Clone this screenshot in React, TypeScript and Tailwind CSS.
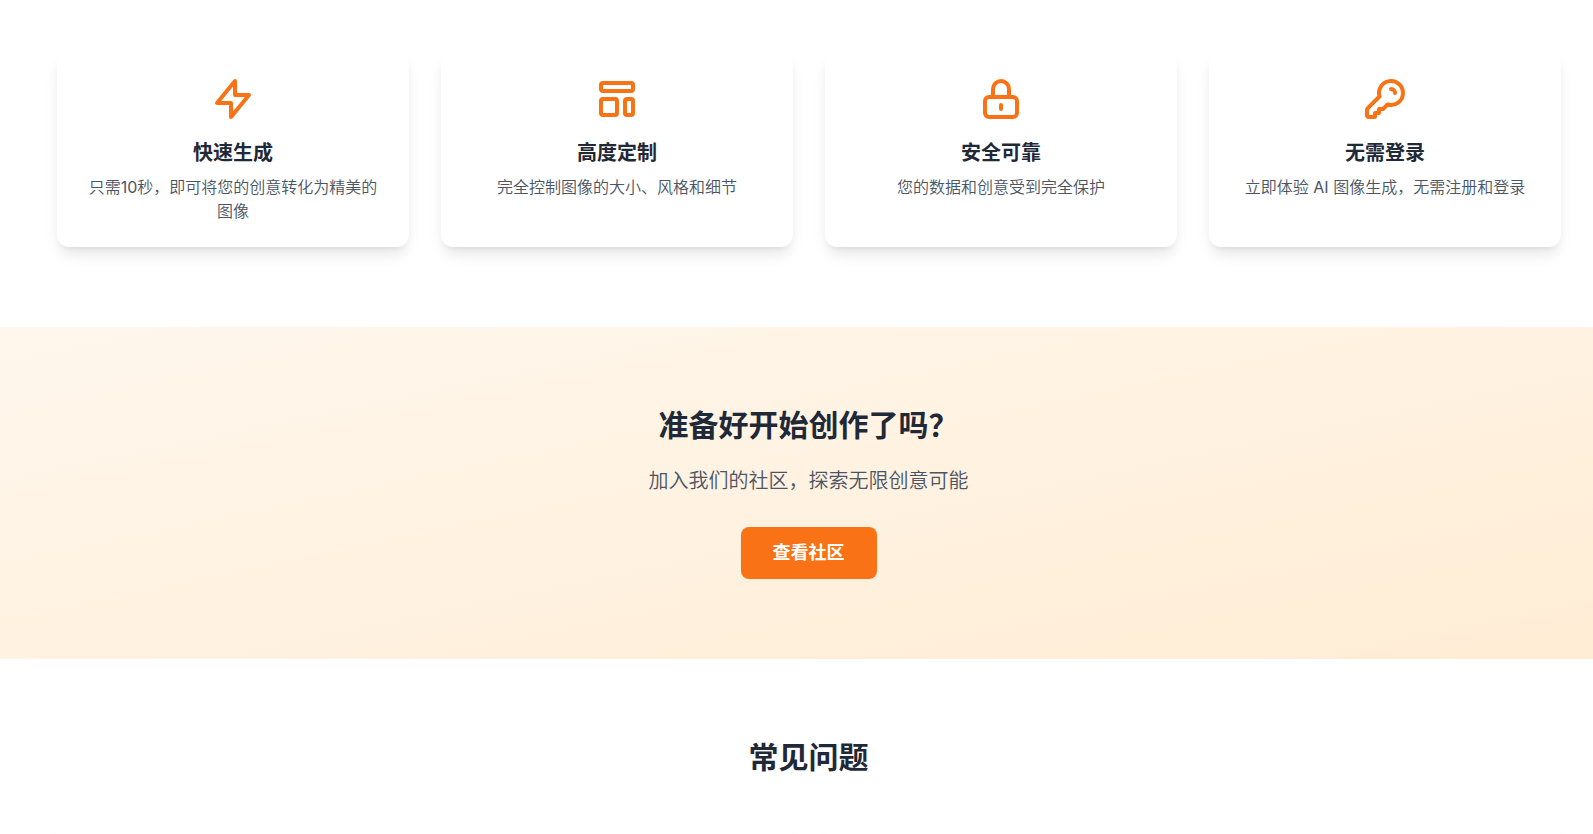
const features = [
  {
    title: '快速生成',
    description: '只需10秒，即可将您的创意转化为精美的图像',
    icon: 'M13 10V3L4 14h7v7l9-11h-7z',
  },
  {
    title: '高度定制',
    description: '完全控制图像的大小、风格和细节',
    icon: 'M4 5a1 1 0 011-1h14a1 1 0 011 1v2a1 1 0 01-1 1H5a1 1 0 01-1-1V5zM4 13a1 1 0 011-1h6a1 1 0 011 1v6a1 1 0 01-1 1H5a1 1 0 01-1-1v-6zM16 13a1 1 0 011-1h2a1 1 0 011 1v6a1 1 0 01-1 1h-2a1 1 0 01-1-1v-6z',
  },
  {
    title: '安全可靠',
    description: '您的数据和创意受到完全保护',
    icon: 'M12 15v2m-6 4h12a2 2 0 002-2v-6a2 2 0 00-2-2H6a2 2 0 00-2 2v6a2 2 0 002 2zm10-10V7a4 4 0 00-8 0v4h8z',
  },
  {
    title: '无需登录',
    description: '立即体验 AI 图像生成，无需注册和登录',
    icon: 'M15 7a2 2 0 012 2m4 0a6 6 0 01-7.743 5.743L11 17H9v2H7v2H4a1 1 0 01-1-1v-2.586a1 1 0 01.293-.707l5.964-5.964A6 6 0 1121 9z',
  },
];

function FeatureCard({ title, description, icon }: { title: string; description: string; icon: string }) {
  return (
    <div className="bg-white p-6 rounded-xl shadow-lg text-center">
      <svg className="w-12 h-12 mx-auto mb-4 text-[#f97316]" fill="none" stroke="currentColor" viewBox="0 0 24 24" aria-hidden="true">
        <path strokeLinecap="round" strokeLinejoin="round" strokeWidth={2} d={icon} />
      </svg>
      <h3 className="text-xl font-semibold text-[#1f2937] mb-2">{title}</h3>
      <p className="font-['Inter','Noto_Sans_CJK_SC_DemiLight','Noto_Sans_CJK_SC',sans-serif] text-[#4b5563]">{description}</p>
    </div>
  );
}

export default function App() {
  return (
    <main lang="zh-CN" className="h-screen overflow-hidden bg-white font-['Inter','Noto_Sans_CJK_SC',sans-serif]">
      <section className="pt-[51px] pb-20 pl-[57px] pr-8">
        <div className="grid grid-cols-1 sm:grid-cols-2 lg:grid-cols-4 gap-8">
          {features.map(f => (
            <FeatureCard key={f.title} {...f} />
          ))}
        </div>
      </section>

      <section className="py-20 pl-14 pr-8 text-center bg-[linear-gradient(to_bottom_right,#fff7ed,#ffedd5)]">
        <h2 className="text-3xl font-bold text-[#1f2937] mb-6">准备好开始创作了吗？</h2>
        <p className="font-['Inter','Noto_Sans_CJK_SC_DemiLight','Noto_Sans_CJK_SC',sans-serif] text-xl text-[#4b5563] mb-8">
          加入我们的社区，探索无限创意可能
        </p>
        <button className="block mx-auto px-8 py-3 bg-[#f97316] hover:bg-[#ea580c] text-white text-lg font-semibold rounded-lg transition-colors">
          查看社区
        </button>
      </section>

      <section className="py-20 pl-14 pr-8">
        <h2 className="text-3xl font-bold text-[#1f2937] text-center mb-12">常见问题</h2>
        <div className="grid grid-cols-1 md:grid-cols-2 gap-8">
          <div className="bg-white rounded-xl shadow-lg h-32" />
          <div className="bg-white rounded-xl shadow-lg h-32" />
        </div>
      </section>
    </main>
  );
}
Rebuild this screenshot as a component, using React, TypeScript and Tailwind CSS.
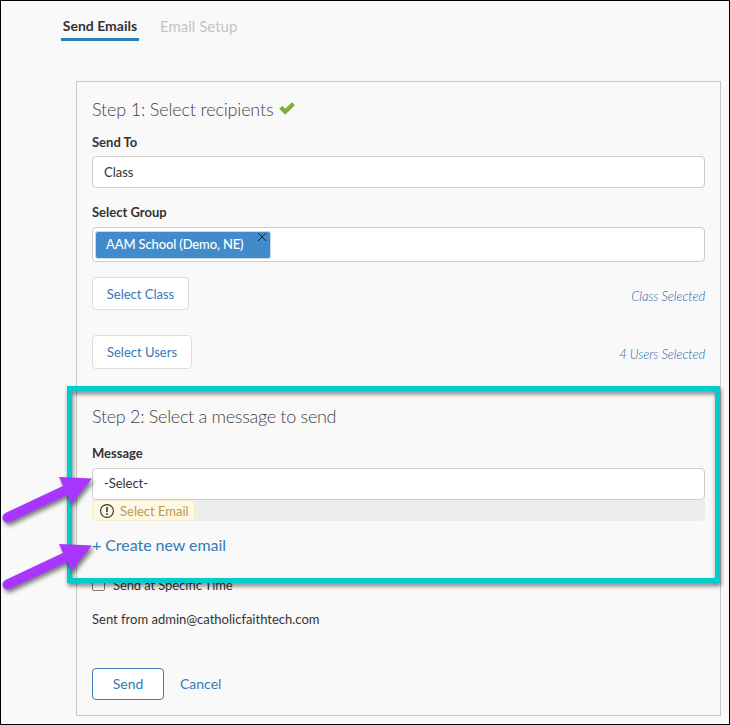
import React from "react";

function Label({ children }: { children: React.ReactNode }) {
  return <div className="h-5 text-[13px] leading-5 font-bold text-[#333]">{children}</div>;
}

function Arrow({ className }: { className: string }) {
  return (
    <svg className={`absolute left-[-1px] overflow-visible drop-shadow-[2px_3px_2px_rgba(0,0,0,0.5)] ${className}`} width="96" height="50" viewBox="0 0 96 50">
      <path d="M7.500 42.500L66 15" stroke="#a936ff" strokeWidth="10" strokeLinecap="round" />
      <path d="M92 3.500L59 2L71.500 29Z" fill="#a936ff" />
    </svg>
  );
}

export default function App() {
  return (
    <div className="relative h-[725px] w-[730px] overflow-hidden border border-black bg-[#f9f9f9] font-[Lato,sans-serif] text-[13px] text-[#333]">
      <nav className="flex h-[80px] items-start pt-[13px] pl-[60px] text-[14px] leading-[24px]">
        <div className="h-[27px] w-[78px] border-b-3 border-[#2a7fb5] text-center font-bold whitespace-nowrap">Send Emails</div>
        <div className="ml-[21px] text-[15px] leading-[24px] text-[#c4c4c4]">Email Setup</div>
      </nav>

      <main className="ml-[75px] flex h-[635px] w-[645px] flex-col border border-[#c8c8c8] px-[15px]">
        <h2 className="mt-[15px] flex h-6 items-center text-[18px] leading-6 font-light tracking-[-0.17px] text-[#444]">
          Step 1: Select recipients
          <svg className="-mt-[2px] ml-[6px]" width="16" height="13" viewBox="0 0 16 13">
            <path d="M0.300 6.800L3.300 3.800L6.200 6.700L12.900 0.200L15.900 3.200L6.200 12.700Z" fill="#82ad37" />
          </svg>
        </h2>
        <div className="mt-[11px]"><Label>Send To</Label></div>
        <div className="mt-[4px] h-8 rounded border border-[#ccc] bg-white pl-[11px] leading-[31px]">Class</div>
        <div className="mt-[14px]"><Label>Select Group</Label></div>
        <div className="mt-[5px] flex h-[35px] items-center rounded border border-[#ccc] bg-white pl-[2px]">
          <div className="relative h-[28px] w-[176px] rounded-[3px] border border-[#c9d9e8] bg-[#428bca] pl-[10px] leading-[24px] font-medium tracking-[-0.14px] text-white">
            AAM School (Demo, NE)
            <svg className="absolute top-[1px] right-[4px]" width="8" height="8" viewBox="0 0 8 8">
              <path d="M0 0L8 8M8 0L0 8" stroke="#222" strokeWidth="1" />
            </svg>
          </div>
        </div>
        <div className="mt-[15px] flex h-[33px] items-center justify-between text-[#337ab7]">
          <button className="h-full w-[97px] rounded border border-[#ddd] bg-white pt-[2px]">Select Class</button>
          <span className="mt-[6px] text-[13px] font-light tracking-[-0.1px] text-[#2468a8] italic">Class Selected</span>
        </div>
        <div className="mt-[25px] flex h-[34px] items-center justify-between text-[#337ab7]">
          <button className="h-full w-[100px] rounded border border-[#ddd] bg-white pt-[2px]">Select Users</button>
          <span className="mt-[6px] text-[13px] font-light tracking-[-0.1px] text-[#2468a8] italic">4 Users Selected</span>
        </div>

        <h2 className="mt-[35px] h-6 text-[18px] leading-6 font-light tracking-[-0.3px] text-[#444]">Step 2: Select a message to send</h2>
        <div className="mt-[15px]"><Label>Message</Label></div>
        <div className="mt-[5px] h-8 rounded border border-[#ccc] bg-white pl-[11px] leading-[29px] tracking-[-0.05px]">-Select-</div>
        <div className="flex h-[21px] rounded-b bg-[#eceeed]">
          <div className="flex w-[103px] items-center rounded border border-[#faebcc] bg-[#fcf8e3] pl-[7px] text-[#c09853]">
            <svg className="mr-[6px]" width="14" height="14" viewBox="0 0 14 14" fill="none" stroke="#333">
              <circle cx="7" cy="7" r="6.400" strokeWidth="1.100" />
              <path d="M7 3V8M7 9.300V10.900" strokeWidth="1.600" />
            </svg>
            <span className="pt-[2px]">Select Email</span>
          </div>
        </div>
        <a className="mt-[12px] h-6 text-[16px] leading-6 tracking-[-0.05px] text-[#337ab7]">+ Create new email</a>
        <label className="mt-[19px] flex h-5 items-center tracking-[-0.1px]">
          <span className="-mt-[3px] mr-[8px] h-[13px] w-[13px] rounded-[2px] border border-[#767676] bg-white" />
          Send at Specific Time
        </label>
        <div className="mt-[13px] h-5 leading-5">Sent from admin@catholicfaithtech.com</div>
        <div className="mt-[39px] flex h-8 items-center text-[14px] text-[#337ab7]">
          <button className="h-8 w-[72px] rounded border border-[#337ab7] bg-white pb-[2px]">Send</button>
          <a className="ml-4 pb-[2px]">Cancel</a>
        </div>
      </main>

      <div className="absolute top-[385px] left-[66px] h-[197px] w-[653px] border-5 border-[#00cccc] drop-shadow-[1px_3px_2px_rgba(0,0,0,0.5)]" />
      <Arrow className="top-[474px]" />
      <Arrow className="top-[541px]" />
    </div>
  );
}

• • •

Go through the listing above and locate each line that holds the word "TypeScript". Copy those lines.

Clone this screenshot in React, TypeScript and Tailwind CSS.
Rebuild this screenshot as a component, using React, TypeScript and Tailwind CSS.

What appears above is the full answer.